I'm trying to extract text from a rotated PDF page: the page has "/Rotate 90" instruction inside. This mean page is rotated when displayed, but it seems not be rotated when extracting text with PdfTextExtractor and LocationTextExtractionStrategy. I followed example by Mr. Lowagie on this link
I tryed to rotate area instead of page, but it seem to extract whole text block as one piece instead the exact selected area.

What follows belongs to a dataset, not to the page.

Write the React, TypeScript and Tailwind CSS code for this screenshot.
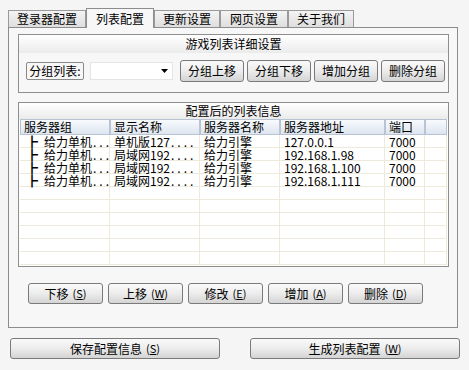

I'm using iText 5.5.12 with Java 1.8
How can I rotate the page for extraction?
Update
The code I use is like this:
PdfReader reader = null;
try {
reader = new PdfReader("C:\\Temp\\rotated.pdf");
Rectangle rect = new Rectangle(480, 484, 576, 525);
final Rectangle pageRect = reader.getPageSize(1);
RenderFilter regionFilter = new RegionTextRenderFilter(rect);
TextExtractionStrategy strategy = new FilteredTextRenderListener(new LocationTextExtractionStrategy(),
regionFilter);
System.out.println(">>" + PdfTextExtractor.getTextFromPage(reader, 1, strategy).trim());
} catch (IOException e) {
e.printStackTrace();
} finally {
if (reader != null)
reader.close();
}
I can't find a way to upload here an example PDF. I put this image taken from Gimp with selected area. Pdf was created with LibreOffice export function and then manually edited to add /Rotate command.
Given coordinates consider zero point on lower-right corner.
Program output is empty string.